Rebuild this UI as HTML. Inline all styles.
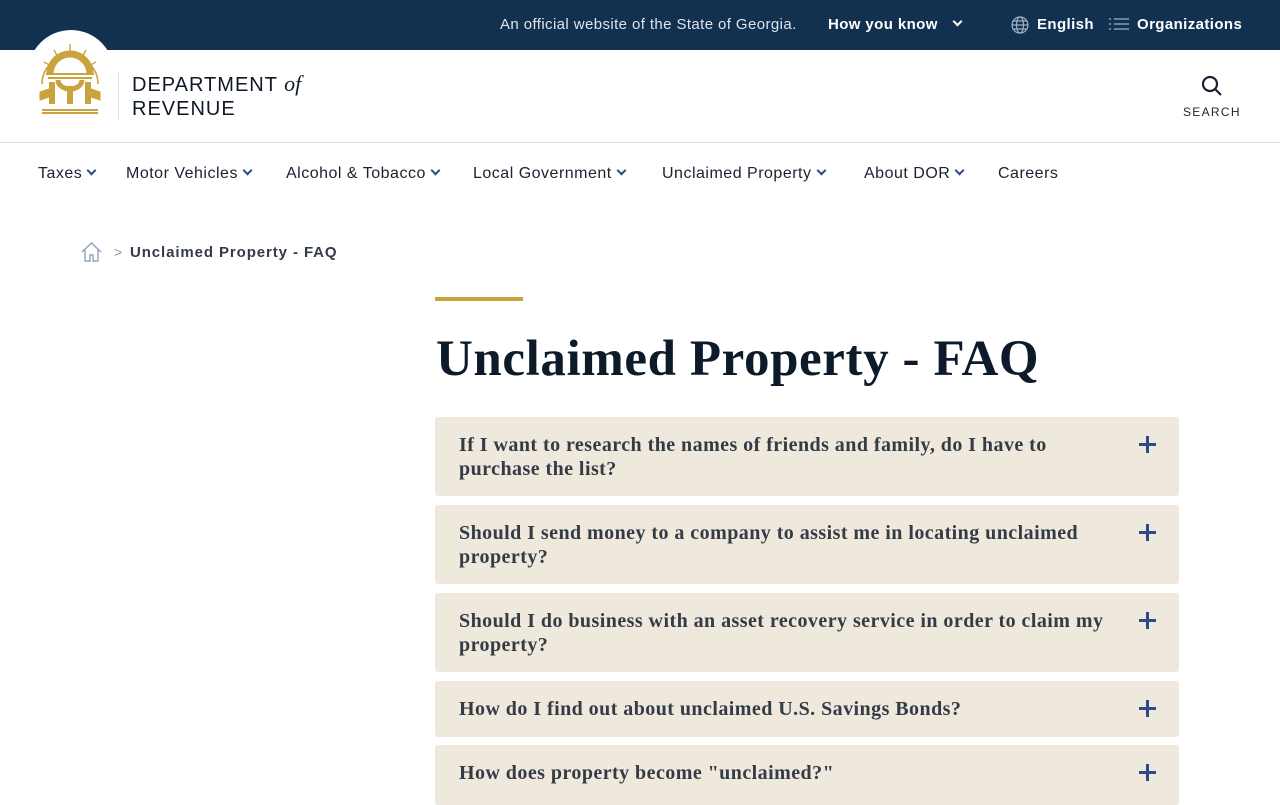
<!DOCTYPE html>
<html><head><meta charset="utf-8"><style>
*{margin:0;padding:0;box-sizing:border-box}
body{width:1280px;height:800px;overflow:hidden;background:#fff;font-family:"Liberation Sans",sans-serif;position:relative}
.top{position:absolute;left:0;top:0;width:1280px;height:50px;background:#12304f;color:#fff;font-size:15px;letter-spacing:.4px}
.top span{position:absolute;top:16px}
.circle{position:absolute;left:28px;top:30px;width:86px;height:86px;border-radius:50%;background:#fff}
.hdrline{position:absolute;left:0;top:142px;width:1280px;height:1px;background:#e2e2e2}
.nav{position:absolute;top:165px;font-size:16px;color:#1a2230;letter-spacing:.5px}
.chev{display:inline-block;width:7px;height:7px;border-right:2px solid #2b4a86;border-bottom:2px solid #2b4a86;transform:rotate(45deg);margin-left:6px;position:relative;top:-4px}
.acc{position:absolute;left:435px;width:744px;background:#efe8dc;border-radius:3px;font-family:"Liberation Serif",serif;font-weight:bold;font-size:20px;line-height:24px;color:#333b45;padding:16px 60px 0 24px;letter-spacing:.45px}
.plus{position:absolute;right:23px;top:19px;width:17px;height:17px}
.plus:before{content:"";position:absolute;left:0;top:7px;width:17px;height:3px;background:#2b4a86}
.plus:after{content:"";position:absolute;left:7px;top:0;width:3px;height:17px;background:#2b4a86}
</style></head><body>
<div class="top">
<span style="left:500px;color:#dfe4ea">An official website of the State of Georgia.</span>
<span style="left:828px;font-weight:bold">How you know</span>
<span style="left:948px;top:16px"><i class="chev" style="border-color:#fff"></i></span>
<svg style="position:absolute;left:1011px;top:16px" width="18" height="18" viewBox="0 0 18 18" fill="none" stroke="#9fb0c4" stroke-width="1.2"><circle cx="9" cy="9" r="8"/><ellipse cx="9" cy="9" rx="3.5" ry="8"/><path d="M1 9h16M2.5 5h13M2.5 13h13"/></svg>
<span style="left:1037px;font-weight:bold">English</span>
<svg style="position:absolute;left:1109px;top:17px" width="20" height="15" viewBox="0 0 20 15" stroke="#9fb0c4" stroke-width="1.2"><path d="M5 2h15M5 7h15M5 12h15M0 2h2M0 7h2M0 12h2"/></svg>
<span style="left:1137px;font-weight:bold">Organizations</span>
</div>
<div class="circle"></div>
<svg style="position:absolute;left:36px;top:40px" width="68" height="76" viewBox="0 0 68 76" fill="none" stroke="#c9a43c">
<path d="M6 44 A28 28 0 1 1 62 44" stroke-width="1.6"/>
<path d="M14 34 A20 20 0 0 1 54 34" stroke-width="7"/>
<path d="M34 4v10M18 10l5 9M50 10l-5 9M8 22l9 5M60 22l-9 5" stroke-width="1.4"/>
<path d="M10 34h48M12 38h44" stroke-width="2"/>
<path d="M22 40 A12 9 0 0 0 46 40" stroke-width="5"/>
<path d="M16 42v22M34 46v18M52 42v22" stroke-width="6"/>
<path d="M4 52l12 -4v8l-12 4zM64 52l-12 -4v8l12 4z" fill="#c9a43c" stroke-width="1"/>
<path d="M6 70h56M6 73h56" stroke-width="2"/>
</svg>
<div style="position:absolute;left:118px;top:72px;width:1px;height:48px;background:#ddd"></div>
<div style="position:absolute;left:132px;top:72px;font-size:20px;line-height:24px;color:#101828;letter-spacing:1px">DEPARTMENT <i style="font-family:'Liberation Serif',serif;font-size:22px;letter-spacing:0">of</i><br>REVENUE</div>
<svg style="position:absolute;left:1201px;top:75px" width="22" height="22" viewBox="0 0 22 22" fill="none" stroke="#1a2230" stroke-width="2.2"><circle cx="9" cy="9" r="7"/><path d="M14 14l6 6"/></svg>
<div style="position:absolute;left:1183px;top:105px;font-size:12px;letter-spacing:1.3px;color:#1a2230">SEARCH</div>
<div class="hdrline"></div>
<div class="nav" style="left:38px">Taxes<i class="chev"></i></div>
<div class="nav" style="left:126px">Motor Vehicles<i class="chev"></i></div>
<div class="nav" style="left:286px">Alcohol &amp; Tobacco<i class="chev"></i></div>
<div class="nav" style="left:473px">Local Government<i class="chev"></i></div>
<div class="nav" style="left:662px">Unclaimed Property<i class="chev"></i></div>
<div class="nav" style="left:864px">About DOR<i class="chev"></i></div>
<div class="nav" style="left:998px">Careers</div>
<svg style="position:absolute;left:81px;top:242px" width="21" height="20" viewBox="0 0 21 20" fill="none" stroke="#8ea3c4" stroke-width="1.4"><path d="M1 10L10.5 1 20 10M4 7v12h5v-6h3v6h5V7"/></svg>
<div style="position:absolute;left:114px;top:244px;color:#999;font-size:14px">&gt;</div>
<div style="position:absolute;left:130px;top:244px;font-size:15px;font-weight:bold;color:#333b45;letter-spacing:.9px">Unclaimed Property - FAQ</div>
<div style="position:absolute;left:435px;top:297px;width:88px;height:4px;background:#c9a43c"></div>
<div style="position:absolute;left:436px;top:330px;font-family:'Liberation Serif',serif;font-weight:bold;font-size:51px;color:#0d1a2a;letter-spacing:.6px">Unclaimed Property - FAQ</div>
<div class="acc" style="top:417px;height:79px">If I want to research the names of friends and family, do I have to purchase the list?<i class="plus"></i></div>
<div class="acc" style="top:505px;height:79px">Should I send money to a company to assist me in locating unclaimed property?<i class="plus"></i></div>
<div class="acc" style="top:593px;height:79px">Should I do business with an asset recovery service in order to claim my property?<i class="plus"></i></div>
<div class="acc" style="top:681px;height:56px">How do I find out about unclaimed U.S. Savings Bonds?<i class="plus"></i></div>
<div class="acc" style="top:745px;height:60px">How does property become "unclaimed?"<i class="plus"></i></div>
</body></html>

> **Exercise requirements**: Skip the images and write out the rest of the listing exactly.

> **Response to this exercise**:
Rebuild this UI as HTML. Inline all styles.
<!DOCTYPE html>
<html><head><meta charset="utf-8"><style>
*{margin:0;padding:0;box-sizing:border-box}
body{width:1280px;height:800px;overflow:hidden;background:#fff;font-family:"Liberation Sans",sans-serif;position:relative}
.top{position:absolute;left:0;top:0;width:1280px;height:50px;background:#12304f;color:#fff;font-size:15px;letter-spacing:.4px}
.top span{position:absolute;top:16px}
.circle{position:absolute;left:28px;top:30px;width:86px;height:86px;border-radius:50%;background:#fff}
.hdrline{position:absolute;left:0;top:142px;width:1280px;height:1px;background:#e2e2e2}
.nav{position:absolute;top:165px;font-size:16px;color:#1a2230;letter-spacing:.5px}
.chev{display:inline-block;width:7px;height:7px;border-right:2px solid #2b4a86;border-bottom:2px solid #2b4a86;transform:rotate(45deg);margin-left:6px;position:relative;top:-4px}
.acc{position:absolute;left:435px;width:744px;background:#efe8dc;border-radius:3px;font-family:"Liberation Serif",serif;font-weight:bold;font-size:20px;line-height:24px;color:#333b45;padding:16px 60px 0 24px;letter-spacing:.45px}
.plus{position:absolute;right:23px;top:19px;width:17px;height:17px}
.plus:before{content:"";position:absolute;left:0;top:7px;width:17px;height:3px;background:#2b4a86}
.plus:after{content:"";position:absolute;left:7px;top:0;width:3px;height:17px;background:#2b4a86}
</style></head><body>
<div class="top">
<span style="left:500px;color:#dfe4ea">An official website of the State of Georgia.</span>
<span style="left:828px;font-weight:bold">How you know</span>
<span style="left:948px;top:16px"><i class="chev" style="border-color:#fff"></i></span>
<svg style="position:absolute;left:1011px;top:16px" width="18" height="18" viewBox="0 0 18 18" fill="none" stroke="#9fb0c4" stroke-width="1.2"><circle cx="9" cy="9" r="8"/><ellipse cx="9" cy="9" rx="3.5" ry="8"/><path d="M1 9h16M2.5 5h13M2.5 13h13"/></svg>
<span style="left:1037px;font-weight:bold">English</span>
<svg style="position:absolute;left:1109px;top:17px" width="20" height="15" viewBox="0 0 20 15" stroke="#9fb0c4" stroke-width="1.2"><path d="M5 2h15M5 7h15M5 12h15M0 2h2M0 7h2M0 12h2"/></svg>
<span style="left:1137px;font-weight:bold">Organizations</span>
</div>
<div class="circle"></div>
<svg style="position:absolute;left:36px;top:40px" width="68" height="76" viewBox="0 0 68 76" fill="none" stroke="#c9a43c">
<path d="M6 44 A28 28 0 1 1 62 44" stroke-width="1.6"/>
<path d="M14 34 A20 20 0 0 1 54 34" stroke-width="7"/>
<path d="M34 4v10M18 10l5 9M50 10l-5 9M8 22l9 5M60 22l-9 5" stroke-width="1.4"/>
<path d="M10 34h48M12 38h44" stroke-width="2"/>
<path d="M22 40 A12 9 0 0 0 46 40" stroke-width="5"/>
<path d="M16 42v22M34 46v18M52 42v22" stroke-width="6"/>
<path d="M4 52l12 -4v8l-12 4zM64 52l-12 -4v8l12 4z" fill="#c9a43c" stroke-width="1"/>
<path d="M6 70h56M6 73h56" stroke-width="2"/>
</svg>
<div style="position:absolute;left:118px;top:72px;width:1px;height:48px;background:#ddd"></div>
<div style="position:absolute;left:132px;top:72px;font-size:20px;line-height:24px;color:#101828;letter-spacing:1px">DEPARTMENT <i style="font-family:'Liberation Serif',serif;font-size:22px;letter-spacing:0">of</i><br>REVENUE</div>
<svg style="position:absolute;left:1201px;top:75px" width="22" height="22" viewBox="0 0 22 22" fill="none" stroke="#1a2230" stroke-width="2.2"><circle cx="9" cy="9" r="7"/><path d="M14 14l6 6"/></svg>
<div style="position:absolute;left:1183px;top:105px;font-size:12px;letter-spacing:1.3px;color:#1a2230">SEARCH</div>
<div class="hdrline"></div>
<div class="nav" style="left:38px">Taxes<i class="chev"></i></div>
<div class="nav" style="left:126px">Motor Vehicles<i class="chev"></i></div>
<div class="nav" style="left:286px">Alcohol &amp; Tobacco<i class="chev"></i></div>
<div class="nav" style="left:473px">Local Government<i class="chev"></i></div>
<div class="nav" style="left:662px">Unclaimed Property<i class="chev"></i></div>
<div class="nav" style="left:864px">About DOR<i class="chev"></i></div>
<div class="nav" style="left:998px">Careers</div>
<svg style="position:absolute;left:81px;top:242px" width="21" height="20" viewBox="0 0 21 20" fill="none" stroke="#8ea3c4" stroke-width="1.4"><path d="M1 10L10.5 1 20 10M4 7v12h5v-6h3v6h5V7"/></svg>
<div style="position:absolute;left:114px;top:244px;color:#999;font-size:14px">&gt;</div>
<div style="position:absolute;left:130px;top:244px;font-size:15px;font-weight:bold;color:#333b45;letter-spacing:.9px">Unclaimed Property - FAQ</div>
<div style="position:absolute;left:435px;top:297px;width:88px;height:4px;background:#c9a43c"></div>
<div style="position:absolute;left:436px;top:330px;font-family:'Liberation Serif',serif;font-weight:bold;font-size:51px;color:#0d1a2a;letter-spacing:.6px">Unclaimed Property - FAQ</div>
<div class="acc" style="top:417px;height:79px">If I want to research the names of friends and family, do I have to purchase the list?<i class="plus"></i></div>
<div class="acc" style="top:505px;height:79px">Should I send money to a company to assist me in locating unclaimed property?<i class="plus"></i></div>
<div class="acc" style="top:593px;height:79px">Should I do business with an asset recovery service in order to claim my property?<i class="plus"></i></div>
<div class="acc" style="top:681px;height:56px">How do I find out about unclaimed U.S. Savings Bonds?<i class="plus"></i></div>
<div class="acc" style="top:745px;height:60px">How does property become "unclaimed?"<i class="plus"></i></div>
</body></html>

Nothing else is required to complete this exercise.